Time Zone Uncertainty

6 September 2007

I was in Boston, about to fly out to our office in Calgary. I look at my calendar to see if I have a meeting. First one is at 10.30am - cool no need to rush out of bed in the morning.

I turn up and am two hours late. What happened was that I was invited to the meeting that begun at 8.30am Calgary time. Lotus Notes saw my computer was set to Boston time, and helpfully converted the time zones for the two hour shift.

You could argue that this was my fault for not paying attention. After all I know this is how Notes works and was being careless when I read my diary. I don't buy this, Donald Norman noted a while ago that we tend to blame ourselves for errors that are due to bad usability - like a door with a handle that you should push.

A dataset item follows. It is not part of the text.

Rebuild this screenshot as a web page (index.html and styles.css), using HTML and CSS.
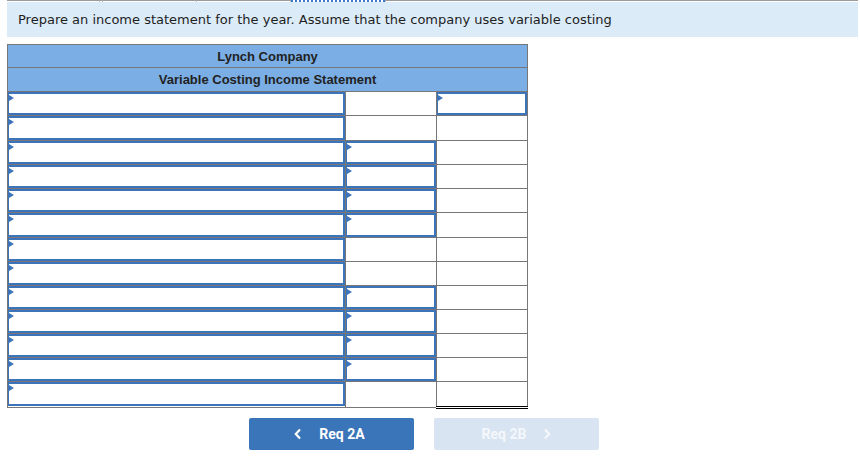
FILE: index.html
```html
<!DOCTYPE html>
<html>
<head>
<meta charset="utf-8">
<link rel="stylesheet" href="styles.css">
</head>
<body>
<div class="tabs">
  <div class="tab t1"></div>
  <div class="tab t2"></div>
  <div class="tab t3"></div>
  <div class="tab t3"></div>
  <div class="tab t4 active"></div>
  <div class="tab t5"></div>
</div>
<div class="page">
  <div class="banner">Prepare an income statement for the year. Assume that the company uses variable costing</div>
  <table class="stmt">
    <colgroup><col class="c1"><col class="c2"><col class="c3"></colgroup>
    <tr class="head"><th colspan="3">Lynch Company</th></tr>
    <tr class="head"><th colspan="3">Variable Costing Income Statement</th></tr>
    <tr><td><div class="inp"><i class="arr"></i></div></td><td></td><td><div class="inp"><i class="arr"></i></div></td></tr>
    <tr class="tall"><td><div class="inp"><i class="arr"></i></div></td><td></td><td></td></tr>
    <tr><td><div class="inp"><i class="arr"></i></div></td><td><div class="inp"><i class="arr"></i></div></td><td></td></tr>
    <tr><td><div class="inp"><i class="arr"></i></div></td><td><div class="inp"><i class="arr"></i></div></td><td></td></tr>
    <tr><td><div class="inp"><i class="arr"></i></div></td><td><div class="inp"><i class="arr"></i></div></td><td></td></tr>
    <tr class="tall"><td><div class="inp"><i class="arr"></i></div></td><td><div class="inp"><i class="arr"></i></div></td><td></td></tr>
    <tr><td><div class="inp"><i class="arr"></i></div></td><td class="top"></td><td class="top"></td></tr>
    <tr><td><div class="inp"><i class="arr"></i></div></td><td></td><td></td></tr>
    <tr><td><div class="inp"><i class="arr"></i></div></td><td><div class="inp"><i class="arr"></i></div></td><td></td></tr>
    <tr><td><div class="inp"><i class="arr"></i></div></td><td><div class="inp"><i class="arr"></i></div></td><td></td></tr>
    <tr><td><div class="inp"><i class="arr"></i></div></td><td><div class="inp"><i class="arr"></i></div></td><td></td></tr>
    <tr><td><div class="inp"><i class="arr"></i></div></td><td><div class="inp"><i class="arr"></i></div></td><td></td></tr>
    <tr class="tall"><td><div class="inp"><i class="arr"></i></div></td><td class="top"></td><td class="top dbl"></td></tr>
  </table>
  <div class="nav">
    <button class="btn prev"><svg width="8" height="12" viewBox="0 0 8 12"><path d="M6 1.5 L1.8 6 L6 10.5" fill="none" stroke="#fff" stroke-width="2.2"/></svg><span>Req 2A</span></button>
    <button class="btn next"><span>Req 2B</span><svg width="8" height="12" viewBox="0 0 8 12"><path d="M2 1.5 L6.2 6 L2 10.5" fill="none" stroke="#f4f7fb" stroke-width="2.2"/></svg></button>
  </div>
</div>
</body>
</html>
```

FILE: styles.css
```css
html, body { margin: 0; padding: 0; background: #fff; }
body { font-family: "DejaVu Sans", Verdana, sans-serif; }

.tabs { display: flex; height: 2px; padding: 0 2px 0 7px; }
.tab { border-top: 1px solid #9a9a9a; height: 1px; }
.t1 { width: 92px; border-right: 1px solid #bbb; }
.t2 { width: 2px; border-right: 1px solid #bbb; }
.t3 { width: 93px; border-right: 1px solid #bbb; }
.t4 { width: 94px; }
.t5 { flex: 1; border-left: 1px solid #bbb; }
.tab.active { border-top: 0; border-bottom: 2px dotted #3b78c8; height: 0; }

.page { padding: 0 2px 0 7px; }

.banner {
  background: #dbebf8;
  height: 35px;
  line-height: 35px;
  padding-left: 11px;
  font-size: 13px;
  color: #1e1e1e;
}

.stmt {
  margin-top: 7px;
  border-collapse: collapse;
  width: 521px;
  table-layout: fixed;
  font-family: "Liberation Sans", Arial, sans-serif;
}
.c1 { width: 338px; }
.c2 { width: 91px; }
.c3 { width: 91px; }

.stmt th {
  background: #7aaee4;
  border: 1px solid #777;
  height: 22px;
  padding: 0;
  font-size: 13px;
  font-weight: bold;
  color: #222;
  text-align: center;
}
.stmt tr.head:nth-child(2) th { height: 23px; }
.stmt td {
  border: 1px solid #777;
  height: 23px;
  padding: 0;
  background: #fff;
  vertical-align: top;
}
.stmt tr.tall td { height: 24px; }
.stmt td.top { border-top: 1px solid #000; }
.stmt td.dbl { border-bottom: 3px double #000; }

.inp {
  position: relative;
  box-sizing: border-box;
  height: 23px;
  border: 2px solid #3b74ba;
  border-left-width: 1px;
}
.stmt tr.tall td .inp { height: 24px; }
.arr {
  position: absolute;
  left: 0;
  top: 1px;
  width: 0;
  height: 0;
  border-top: 3.5px solid transparent;
  border-bottom: 3.5px solid transparent;
  border-left: 5px solid #3b74ba;
}

.nav {
  display: flex;
  gap: 20px;
  margin-top: 9px;
  padding-left: 242px;
}
.btn {
  width: 165px;
  height: 32px;
  border: 0;
  border-radius: 2px;
  display: flex;
  align-items: center;
  justify-content: center;
  gap: 17px;
  font-family: "Roboto", "Liberation Sans", Arial, sans-serif;
  font-weight: bold;
  font-size: 14px;
  padding: 0;
}
.prev { background: #3a75ba; color: #fff; padding-right: 4px; }
.next { background: #d8e4f1; color: #f4f7fb; }
```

Even though I'm now avoiding Notes calendars, I get the same basic problem with Mac's ical, google calendar, and my phone. I'm in Boston and arrange a meeting for 10am in London. I go to London. My inclination is to shift my laptop time zone to where I am - that way the clock makes sense. But if I do that this appointment time moves. All of these devices are trying to be clever with time zones - and I end up not sure what I'm looking at.

Time zones are particularly vulnerable to this kind of problem It's most notably a problem in calendaring applications, but you see this issue in enterprise software as well. There is a temptation to try to be clever with handling time zones, but this temptation leads to trouble if the software isn't quite clever enough, which is what happened in this case.

I'd prefer Notes ignore time zones completely. You set the time for the place the meeting occurs in and that's what it should show you. Who cares about the time zones? It's only the time on the ground that usually matters. When I look at my calendar for a day in Calgary, I want to see the Calgary times for that day - wherever I happen to be when I'm looking at it.

The exception, of course, is a phone meeting that spans time zones. But here you should do something exceptional for a phone meeting rather than complicate handling a physical one. It could be something that allows you to set a flag for a phone meeting, and then you get a different time display. Or it could be as simple as just allowing you to put the timezone on the time display, and leaving the conversion to the reader. With phone meetings you think more about time-zones than you do for physical meetings (or at least I do).

The important lesson here is to make the most common case (physical meetings) simple and only do complicated things for less common cases as exceptions (quite possibly manual exceptions). Calendaring time zones get into trouble because they make the common and simple case be more complex. The problem occurs because the designers wanted to use the same data for both the simple and phone cases - but that just gets the simple case in trouble.

Usually when I hand out a prize for worst-user experience Lotus Notes is at the top of the queue. (Indeed I find it embarrassing to admit that Thoughtworks uses the damn thing.) But the worst time-zone experience award goes to Microsoft Office, although to be fair this was many years ago. I had recently bought a PDA (running Windows CE version 2). I had put some all day meetings into my calendar, flown to Chicago, and to get the PDA to alert me to meetings I changed the timezone of the PDA to one hour earlier.

Suddenly every one of my all day meetings shifted to a day earlier. This was due to a catalog of errors. First off they had stored an all day meeting as a meeting from midnight to midnight - that's the kind of representation error on a TimePoint that often gets people into trouble. Then it was compounded by shifting the times of meeting when I changed time zones - so all day meetings were now 11pm to 11pm. This, of course, is due to putting the time zone into the meeting so it looks like it shifted when I changed time zone on the PDA. Then to cap it off, the software was clever enough to know that an all day meeting should only show the day of the meeting, but the day it chose was the day of the start of the meeting - that was now one day earlier. That's the poor timepoint representation biting back.